Evan sacudió la cabeza.

–No recuerdo el nombre de su padre -dijo el policía.

–Mitchell Eugene Casher. Mi madre es Dona Jane Casher. ¿Le había dado ya su nombre?

–Sí, lo ha hecho, Evan, lo ha hecho. Hábleme de la relación entre sus padres.

–Siempre han sido un matrimonio muy unido.

Durless se quedó callado. Evan no podía soportar el silencio. El silencio acusador.

–Mi padre no ha tenido nada que ver con esto. Nada.

–De acuerdo.

–Mi padre nunca le haría daño a su familia, jamás.

–De acuerdo -dijo Durless de nuevo-, pero entienda que tenga que preguntar.

–Sí.

–¿Qué tal se lleva usted con su familia?

–Bien. Genial. Estamos todos muy unidos.

–¿Me dijo usted que tiene problemas para ponerse en contacto con su padre?

–No contesta al móvil.

–¿Conoce su itinerario en Australia?

Ahora lo recordaba.

–Mamá lo colgaba normalmente en la puerta de la nevera.

–Es genial Evan, eso sirve de ayuda.

–Yo sólo quiero ayudarles a coger a quienquiera que haya hecho esto. Tienen que cogerlos. Tienen que hacerlo.

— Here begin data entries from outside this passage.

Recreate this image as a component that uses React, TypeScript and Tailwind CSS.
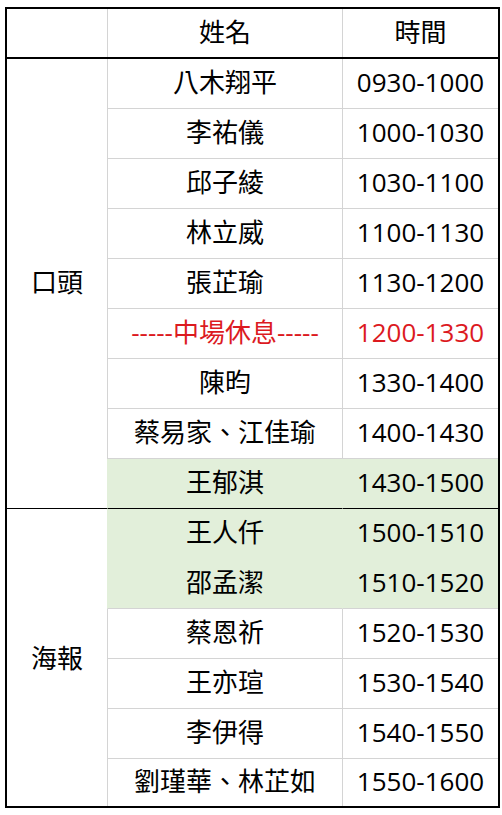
import React from 'react';

type Row = { name: string; time: string; green?: boolean; red?: boolean };

const oral: Row[] = [
  { name: '八木翔平', time: '0930-1000' },
  { name: '李祐儀', time: '1000-1030' },
  { name: '邱子綾', time: '1030-1100' },
  { name: '林立威', time: '1100-1130' },
  { name: '張芷瑜', time: '1130-1200' },
  { name: '-----中場休息-----', time: '1200-1330', red: true },
  { name: '陳昀', time: '1330-1400' },
  { name: '蔡易家、江佳瑜', time: '1400-1430' },
  { name: '王郁淇', time: '1430-1500', green: true },
];

const poster: Row[] = [
  { name: '王人仟', time: '1500-1510', green: true },
  { name: '邵孟潔', time: '1510-1520', green: true },
  { name: '蔡恩祈', time: '1520-1530' },
  { name: '王亦瑄', time: '1530-1540' },
  { name: '李伊得', time: '1540-1550' },
  { name: '劉瑾華、林芷如', time: '1550-1600' },
];

const font = { fontFamily: "'Open Sans','Noto Sans CJK TC',sans-serif" };

function Cells({ row, last, groupEnd, noLine }: { row: Row; last?: boolean; groupEnd?: boolean; noLine?: boolean }) {
  const bottom = last
    ? ''
    : groupEnd
    ? 'border-b border-b-black'
    : noLine
    ? 'border-b border-b-[#e2efda]'
    : 'border-b border-b-[#d4d4d4]';
  const bg = row.green ? 'bg-[#e2efda]' : 'bg-white';
  const side = row.green ? 'border-l-[#e2efda]' : 'border-l-[#d4d4d4]';
  const color = row.red ? 'text-[#dc1a1f]' : 'text-black';
  return (
    <>
      <div className={`flex items-center justify-center pb-[3px] border-l ${side} ${bg} ${bottom} ${color}`}>
        {row.name}
      </div>
      <div className={`flex items-center justify-center pb-[3px] border-l ${side} ${bg} ${bottom} ${color}`}>
        {row.time}
      </div>
    </>
  );
}

export default function App() {
  return (
    <div className="min-h-[815px] w-[502px] bg-white pt-[7px] pl-[5px]" style={font}>
      <div className="w-[495px] border-2 border-black text-[26px] leading-none">
        <div className="grid grid-cols-[100px_235px_156px] h-[50px] border-b-2 border-black">
          <div />
          <div className="flex items-center justify-center pb-[3px] border-l border-l-[#d4d4d4]">姓名</div>
          <div className="flex items-center justify-center pb-[3px] border-l border-l-[#d4d4d4]">時間</div>
        </div>
        <div className="grid grid-cols-[100px_235px_156px] grid-rows-[repeat(9,50px)]">
          <div className="row-span-9 flex items-center justify-center pb-[3px] border-b border-black">口頭</div>
          {oral.map((r, i) => (
            <Cells key={r.time} row={r} groupEnd={i === oral.length - 1} />
          ))}
        </div>
        <div className="grid grid-cols-[100px_235px_156px] grid-rows-[repeat(5,50px)_47px]">
          <div className="row-span-6 flex items-center justify-center">海報</div>
          {poster.map((r, i) => (
            <Cells key={r.time} row={r} last={i === poster.length - 1} noLine={i === 0} />
          ))}
        </div>
      </div>
    </div>
  );
}
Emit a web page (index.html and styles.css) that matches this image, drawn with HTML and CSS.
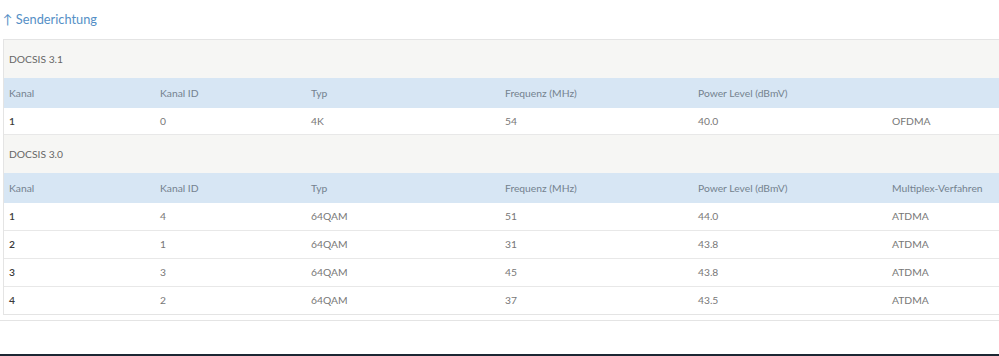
FILE: index.html
```html
<!DOCTYPE html>
<html>
<head>
    <meta charset="utf-8" />
    <title>Senderichtung</title>
    <link rel="stylesheet" href="styles.css">
</head>
<body>
    <div class="page">
        <h2 class="Title">&uarr; Senderichtung</h2>
        <div class="Panel">
            <div class="Box">
                <div class="Group">DOCSIS 3.1</div>
                <div class="Row Head">
                    <div>Kanal</div><div>Kanal ID</div><div>Typ</div><div>Frequenz (MHz)</div><div>Power Level (dBmV)</div><div></div>
                </div>
                <div class="Row Short">
                    <div class="Num">1</div><div>0</div><div>4K</div><div>54</div><div>40.0</div><div>OFDMA</div>
                </div>
                <div class="Group">DOCSIS 3.0</div>
                <div class="Row Head">
                    <div>Kanal</div><div>Kanal ID</div><div>Typ</div><div>Frequenz (MHz)</div><div>Power Level (dBmV)</div><div>Multiplex-Verfahren</div>
                </div>
                <div class="Row">
                    <div class="Num">1</div><div>4</div><div>64QAM</div><div>51</div><div>44.0</div><div>ATDMA</div>
                </div>
                <div class="Row">
                    <div class="Num">2</div><div>1</div><div>64QAM</div><div>31</div><div>43.8</div><div>ATDMA</div>
                </div>
                <div class="Row">
                    <div class="Num">3</div><div>3</div><div>64QAM</div><div>45</div><div>43.8</div><div>ATDMA</div>
                </div>
                <div class="Row Last">
                    <div class="Num">4</div><div>2</div><div>64QAM</div><div>37</div><div>43.5</div><div>ATDMA</div>
                </div>
            </div>
        </div>
    </div>
    <div class="Taskbar"></div>
</body>
</html>
```

FILE: styles.css
```css
html, body {
    margin: 0;
    padding: 0;
    background: #fff;
    overflow: hidden;
}
body {
    width: 999px;
    height: 356px;
    position: relative;
    font-family: "Source Sans Pro", Lato, "Liberation Sans", sans-serif;
    font-size: 10.3px;
    color: #777;
}
.page {
    height: 354px;
}
.Title {
    margin: 0;
    padding: 11px 0 0 3px;
    height: 39px;
    box-sizing: border-box;
    font-size: 12.8px;
    font-weight: normal;
    color: #558fc6;
}
.Panel {
    width: 1020px;
    padding-bottom: 5px;
    border-bottom: 1px solid #e4e4e4;
}
.Box {
    margin-left: 3px;
    border: 1px solid #e4e4e4;
    border-right: none;
}
.Group {
    height: 38px;
    line-height: 38px;
    padding-left: 5px;
    background: #f6f6f4;
    color: #666;
}
.Row {
    display: grid;
    grid-template-columns: 151px 151px 194px 193px 194px 1fr;
    height: 27px;
    line-height: 27px;
    border-bottom: 1px solid #e8e8e8;
}
.Row > div {
    padding-left: 5px;
}
.Row.Short {
    height: 26px;
    line-height: 26px;
}
.Row.Head {
    height: 30px;
    line-height: 30px;
    background: #d7e6f4;
    color: #74828f;
    border-bottom: none;
}
.Row.Last {
    border-bottom: none;
}
.Num {
    color: #3a3a3a;
    font-weight: 600;
}
.Taskbar {
    position: absolute;
    left: 0;
    right: 0;
    bottom: 0;
    height: 2px;
    background: #1c2733;
}
```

Su voz comenzó a temblar. Intentó tranquilizarse de nuevo. Se frotó la quemadura de la cuerda en el cuello.

Durless prosiguió:

–Cuando habló con su madre, ¿parecía asustada? ¿Como si esos tipos estuvieran ya en casa?

–No, no parecía nerviosa, pero sí sonaba algo rara. Como si tuviese malas noticias que contarme, pero no quería decir meló por teléfono.

–¿Habló con ella ayer o antes de ayer? Hábleme de su estado de ánimo en ese momento.

–Totalmente normal. Mencionó que tenía que realizar un trabajo en China. Es fotógrafa de viajes freelance. – Evan apuntó a los marcos rajados, las fotos distorsionadas bajo el cristal roto-. Ésos son algunos de sus trabajos. Sus favoritos.